-- begin --
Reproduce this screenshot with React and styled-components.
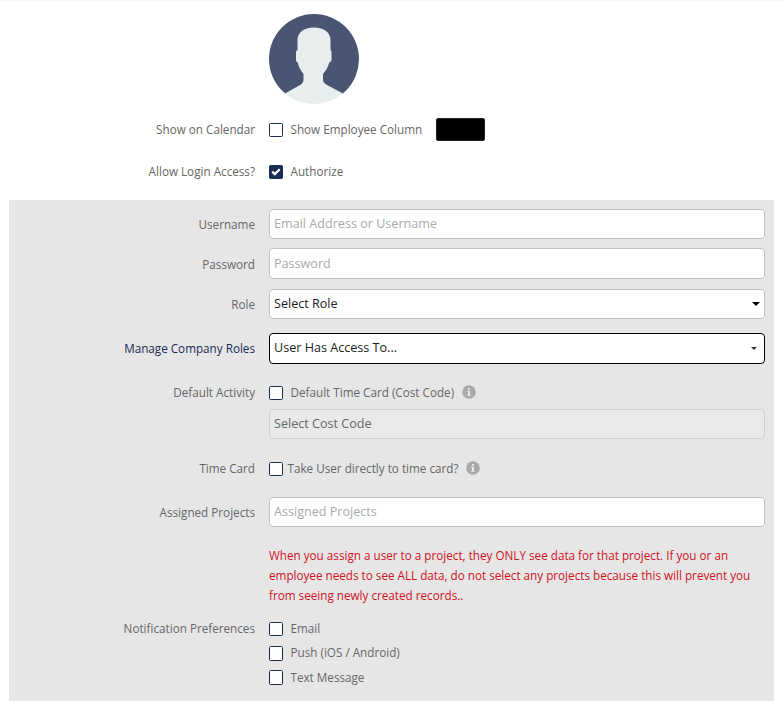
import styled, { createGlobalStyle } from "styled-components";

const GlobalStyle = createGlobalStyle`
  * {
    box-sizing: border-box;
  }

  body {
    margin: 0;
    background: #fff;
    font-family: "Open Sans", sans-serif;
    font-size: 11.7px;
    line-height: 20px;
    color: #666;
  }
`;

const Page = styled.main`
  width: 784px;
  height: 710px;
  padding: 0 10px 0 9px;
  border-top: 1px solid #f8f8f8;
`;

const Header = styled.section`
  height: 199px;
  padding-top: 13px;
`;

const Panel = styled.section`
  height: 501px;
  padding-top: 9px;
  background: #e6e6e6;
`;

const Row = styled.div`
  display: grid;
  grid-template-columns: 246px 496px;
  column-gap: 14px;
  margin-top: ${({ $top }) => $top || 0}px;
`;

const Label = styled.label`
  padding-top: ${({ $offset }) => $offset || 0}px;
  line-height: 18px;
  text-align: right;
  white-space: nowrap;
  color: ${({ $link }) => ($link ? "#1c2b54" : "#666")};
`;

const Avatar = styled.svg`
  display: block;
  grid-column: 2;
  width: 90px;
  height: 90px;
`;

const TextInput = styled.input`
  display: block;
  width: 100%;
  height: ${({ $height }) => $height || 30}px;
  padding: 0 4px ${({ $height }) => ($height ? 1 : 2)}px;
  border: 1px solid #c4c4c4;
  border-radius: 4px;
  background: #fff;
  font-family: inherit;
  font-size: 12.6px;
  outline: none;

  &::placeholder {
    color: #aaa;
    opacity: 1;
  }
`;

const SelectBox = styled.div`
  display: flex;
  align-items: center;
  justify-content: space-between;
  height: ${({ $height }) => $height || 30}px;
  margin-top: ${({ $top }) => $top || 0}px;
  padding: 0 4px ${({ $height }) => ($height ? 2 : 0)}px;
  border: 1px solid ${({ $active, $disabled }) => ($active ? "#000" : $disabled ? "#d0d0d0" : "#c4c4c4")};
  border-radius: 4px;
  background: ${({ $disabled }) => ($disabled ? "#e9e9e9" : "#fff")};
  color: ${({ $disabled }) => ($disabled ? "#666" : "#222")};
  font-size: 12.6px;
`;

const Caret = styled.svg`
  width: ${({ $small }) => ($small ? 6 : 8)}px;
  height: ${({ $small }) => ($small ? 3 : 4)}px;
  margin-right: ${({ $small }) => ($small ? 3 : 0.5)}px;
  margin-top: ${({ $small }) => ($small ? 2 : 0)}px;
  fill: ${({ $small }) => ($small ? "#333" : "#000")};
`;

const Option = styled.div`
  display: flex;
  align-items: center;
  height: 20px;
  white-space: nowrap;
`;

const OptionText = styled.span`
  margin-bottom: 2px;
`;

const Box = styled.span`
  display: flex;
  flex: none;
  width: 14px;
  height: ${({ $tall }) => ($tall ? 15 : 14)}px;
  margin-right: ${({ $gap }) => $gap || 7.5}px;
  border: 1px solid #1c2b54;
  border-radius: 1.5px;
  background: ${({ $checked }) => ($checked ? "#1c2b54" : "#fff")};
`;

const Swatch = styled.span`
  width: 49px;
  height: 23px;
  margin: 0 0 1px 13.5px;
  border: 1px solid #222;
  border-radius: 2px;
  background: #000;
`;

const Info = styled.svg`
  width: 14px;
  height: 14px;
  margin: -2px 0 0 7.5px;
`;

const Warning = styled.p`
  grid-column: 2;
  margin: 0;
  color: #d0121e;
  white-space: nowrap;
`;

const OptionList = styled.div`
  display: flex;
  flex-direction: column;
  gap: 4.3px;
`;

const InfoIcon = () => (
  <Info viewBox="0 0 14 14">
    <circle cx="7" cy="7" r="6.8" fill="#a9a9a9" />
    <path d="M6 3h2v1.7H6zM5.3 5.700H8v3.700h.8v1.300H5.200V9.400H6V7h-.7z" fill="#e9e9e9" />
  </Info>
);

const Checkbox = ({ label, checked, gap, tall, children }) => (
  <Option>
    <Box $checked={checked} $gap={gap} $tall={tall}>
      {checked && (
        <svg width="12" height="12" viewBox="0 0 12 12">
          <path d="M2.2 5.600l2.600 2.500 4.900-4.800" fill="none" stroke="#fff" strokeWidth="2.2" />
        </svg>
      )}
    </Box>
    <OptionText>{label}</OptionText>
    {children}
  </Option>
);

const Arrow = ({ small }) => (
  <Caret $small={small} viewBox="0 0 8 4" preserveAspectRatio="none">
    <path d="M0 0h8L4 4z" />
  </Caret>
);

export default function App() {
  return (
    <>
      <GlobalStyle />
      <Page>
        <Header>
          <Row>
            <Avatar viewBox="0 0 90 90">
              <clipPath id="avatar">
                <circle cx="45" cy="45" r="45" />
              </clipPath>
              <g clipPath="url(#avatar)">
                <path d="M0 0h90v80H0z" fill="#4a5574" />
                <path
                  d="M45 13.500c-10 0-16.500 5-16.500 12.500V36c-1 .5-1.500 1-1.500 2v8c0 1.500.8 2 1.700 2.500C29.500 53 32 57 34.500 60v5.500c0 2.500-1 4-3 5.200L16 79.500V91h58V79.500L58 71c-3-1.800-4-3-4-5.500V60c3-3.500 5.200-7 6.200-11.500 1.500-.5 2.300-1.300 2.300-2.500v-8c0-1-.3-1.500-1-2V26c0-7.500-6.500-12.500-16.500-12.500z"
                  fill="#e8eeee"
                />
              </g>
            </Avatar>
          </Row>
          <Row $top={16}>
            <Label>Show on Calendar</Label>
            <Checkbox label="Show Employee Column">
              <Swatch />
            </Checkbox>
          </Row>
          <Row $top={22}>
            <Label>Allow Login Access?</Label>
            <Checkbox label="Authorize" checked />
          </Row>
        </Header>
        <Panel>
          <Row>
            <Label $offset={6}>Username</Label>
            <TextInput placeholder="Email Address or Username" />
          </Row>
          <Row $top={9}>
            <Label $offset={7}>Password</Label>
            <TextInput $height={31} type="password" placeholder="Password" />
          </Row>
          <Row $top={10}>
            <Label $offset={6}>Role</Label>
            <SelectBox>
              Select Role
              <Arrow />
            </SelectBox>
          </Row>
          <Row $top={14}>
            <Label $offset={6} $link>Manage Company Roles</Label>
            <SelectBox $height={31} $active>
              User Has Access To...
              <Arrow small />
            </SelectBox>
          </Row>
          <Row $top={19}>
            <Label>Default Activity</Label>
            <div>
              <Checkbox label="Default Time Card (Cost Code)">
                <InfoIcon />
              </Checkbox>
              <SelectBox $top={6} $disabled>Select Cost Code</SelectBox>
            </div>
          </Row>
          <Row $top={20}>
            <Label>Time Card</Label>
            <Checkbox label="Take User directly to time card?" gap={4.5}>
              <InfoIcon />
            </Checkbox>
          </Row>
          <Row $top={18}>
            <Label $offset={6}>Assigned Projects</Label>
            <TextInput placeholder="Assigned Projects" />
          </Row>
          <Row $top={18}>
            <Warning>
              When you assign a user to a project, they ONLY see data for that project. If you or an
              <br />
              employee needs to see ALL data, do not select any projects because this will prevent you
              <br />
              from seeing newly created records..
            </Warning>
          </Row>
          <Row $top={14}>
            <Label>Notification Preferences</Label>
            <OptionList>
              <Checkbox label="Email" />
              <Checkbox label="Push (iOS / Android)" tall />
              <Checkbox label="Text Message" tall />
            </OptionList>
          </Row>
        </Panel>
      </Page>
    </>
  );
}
-- end --
- _TASK DESCRIPTION_:
Leave out the pictures and give the listing above again exactly.

- _EXPECTED OUTPUT_:
Reproduce this screenshot with React and styled-components.
import styled, { createGlobalStyle } from "styled-components";

const GlobalStyle = createGlobalStyle`
  * {
    box-sizing: border-box;
  }

  body {
    margin: 0;
    background: #fff;
    font-family: "Open Sans", sans-serif;
    font-size: 11.7px;
    line-height: 20px;
    color: #666;
  }
`;

const Page = styled.main`
  width: 784px;
  height: 710px;
  padding: 0 10px 0 9px;
  border-top: 1px solid #f8f8f8;
`;

const Header = styled.section`
  height: 199px;
  padding-top: 13px;
`;

const Panel = styled.section`
  height: 501px;
  padding-top: 9px;
  background: #e6e6e6;
`;

const Row = styled.div`
  display: grid;
  grid-template-columns: 246px 496px;
  column-gap: 14px;
  margin-top: ${({ $top }) => $top || 0}px;
`;

const Label = styled.label`
  padding-top: ${({ $offset }) => $offset || 0}px;
  line-height: 18px;
  text-align: right;
  white-space: nowrap;
  color: ${({ $link }) => ($link ? "#1c2b54" : "#666")};
`;

const Avatar = styled.svg`
  display: block;
  grid-column: 2;
  width: 90px;
  height: 90px;
`;

const TextInput = styled.input`
  display: block;
  width: 100%;
  height: ${({ $height }) => $height || 30}px;
  padding: 0 4px ${({ $height }) => ($height ? 1 : 2)}px;
  border: 1px solid #c4c4c4;
  border-radius: 4px;
  background: #fff;
  font-family: inherit;
  font-size: 12.6px;
  outline: none;

  &::placeholder {
    color: #aaa;
    opacity: 1;
  }
`;

const SelectBox = styled.div`
  display: flex;
  align-items: center;
  justify-content: space-between;
  height: ${({ $height }) => $height || 30}px;
  margin-top: ${({ $top }) => $top || 0}px;
  padding: 0 4px ${({ $height }) => ($height ? 2 : 0)}px;
  border: 1px solid ${({ $active, $disabled }) => ($active ? "#000" : $disabled ? "#d0d0d0" : "#c4c4c4")};
  border-radius: 4px;
  background: ${({ $disabled }) => ($disabled ? "#e9e9e9" : "#fff")};
  color: ${({ $disabled }) => ($disabled ? "#666" : "#222")};
  font-size: 12.6px;
`;

const Caret = styled.svg`
  width: ${({ $small }) => ($small ? 6 : 8)}px;
  height: ${({ $small }) => ($small ? 3 : 4)}px;
  margin-right: ${({ $small }) => ($small ? 3 : 0.5)}px;
  margin-top: ${({ $small }) => ($small ? 2 : 0)}px;
  fill: ${({ $small }) => ($small ? "#333" : "#000")};
`;

const Option = styled.div`
  display: flex;
  align-items: center;
  height: 20px;
  white-space: nowrap;
`;

const OptionText = styled.span`
  margin-bottom: 2px;
`;

const Box = styled.span`
  display: flex;
  flex: none;
  width: 14px;
  height: ${({ $tall }) => ($tall ? 15 : 14)}px;
  margin-right: ${({ $gap }) => $gap || 7.5}px;
  border: 1px solid #1c2b54;
  border-radius: 1.5px;
  background: ${({ $checked }) => ($checked ? "#1c2b54" : "#fff")};
`;

const Swatch = styled.span`
  width: 49px;
  height: 23px;
  margin: 0 0 1px 13.5px;
  border: 1px solid #222;
  border-radius: 2px;
  background: #000;
`;

const Info = styled.svg`
  width: 14px;
  height: 14px;
  margin: -2px 0 0 7.5px;
`;

const Warning = styled.p`
  grid-column: 2;
  margin: 0;
  color: #d0121e;
  white-space: nowrap;
`;

const OptionList = styled.div`
  display: flex;
  flex-direction: column;
  gap: 4.3px;
`;

const InfoIcon = () => (
  <Info viewBox="0 0 14 14">
    <circle cx="7" cy="7" r="6.8" fill="#a9a9a9" />
    <path d="M6 3h2v1.7H6zM5.3 5.700H8v3.700h.8v1.300H5.200V9.400H6V7h-.7z" fill="#e9e9e9" />
  </Info>
);

const Checkbox = ({ label, checked, gap, tall, children }) => (
  <Option>
    <Box $checked={checked} $gap={gap} $tall={tall}>
      {checked && (
        <svg width="12" height="12" viewBox="0 0 12 12">
          <path d="M2.2 5.600l2.600 2.500 4.900-4.800" fill="none" stroke="#fff" strokeWidth="2.2" />
        </svg>
      )}
    </Box>
    <OptionText>{label}</OptionText>
    {children}
  </Option>
);

const Arrow = ({ small }) => (
  <Caret $small={small} viewBox="0 0 8 4" preserveAspectRatio="none">
    <path d="M0 0h8L4 4z" />
  </Caret>
);

export default function App() {
  return (
    <>
      <GlobalStyle />
      <Page>
        <Header>
          <Row>
            <Avatar viewBox="0 0 90 90">
              <clipPath id="avatar">
                <circle cx="45" cy="45" r="45" />
              </clipPath>
              <g clipPath="url(#avatar)">
                <path d="M0 0h90v80H0z" fill="#4a5574" />
                <path
                  d="M45 13.500c-10 0-16.500 5-16.500 12.500V36c-1 .5-1.500 1-1.500 2v8c0 1.500.8 2 1.700 2.500C29.500 53 32 57 34.500 60v5.500c0 2.500-1 4-3 5.200L16 79.500V91h58V79.500L58 71c-3-1.800-4-3-4-5.500V60c3-3.500 5.200-7 6.200-11.500 1.500-.5 2.300-1.300 2.300-2.500v-8c0-1-.3-1.500-1-2V26c0-7.500-6.500-12.500-16.500-12.500z"
                  fill="#e8eeee"
                />
              </g>
            </Avatar>
          </Row>
          <Row $top={16}>
            <Label>Show on Calendar</Label>
            <Checkbox label="Show Employee Column">
              <Swatch />
            </Checkbox>
          </Row>
          <Row $top={22}>
            <Label>Allow Login Access?</Label>
            <Checkbox label="Authorize" checked />
          </Row>
        </Header>
        <Panel>
          <Row>
            <Label $offset={6}>Username</Label>
            <TextInput placeholder="Email Address or Username" />
          </Row>
          <Row $top={9}>
            <Label $offset={7}>Password</Label>
            <TextInput $height={31} type="password" placeholder="Password" />
          </Row>
          <Row $top={10}>
            <Label $offset={6}>Role</Label>
            <SelectBox>
              Select Role
              <Arrow />
            </SelectBox>
          </Row>
          <Row $top={14}>
            <Label $offset={6} $link>Manage Company Roles</Label>
            <SelectBox $height={31} $active>
              User Has Access To...
              <Arrow small />
            </SelectBox>
          </Row>
          <Row $top={19}>
            <Label>Default Activity</Label>
            <div>
              <Checkbox label="Default Time Card (Cost Code)">
                <InfoIcon />
              </Checkbox>
              <SelectBox $top={6} $disabled>Select Cost Code</SelectBox>
            </div>
          </Row>
          <Row $top={20}>
            <Label>Time Card</Label>
            <Checkbox label="Take User directly to time card?" gap={4.5}>
              <InfoIcon />
            </Checkbox>
          </Row>
          <Row $top={18}>
            <Label $offset={6}>Assigned Projects</Label>
            <TextInput placeholder="Assigned Projects" />
          </Row>
          <Row $top={18}>
            <Warning>
              When you assign a user to a project, they ONLY see data for that project. If you or an
              <br />
              employee needs to see ALL data, do not select any projects because this will prevent you
              <br />
              from seeing newly created records..
            </Warning>
          </Row>
          <Row $top={14}>
            <Label>Notification Preferences</Label>
            <OptionList>
              <Checkbox label="Email" />
              <Checkbox label="Push (iOS / Android)" tall />
              <Checkbox label="Text Message" tall />
            </OptionList>
          </Row>
        </Panel>
      </Page>
    </>
  );
}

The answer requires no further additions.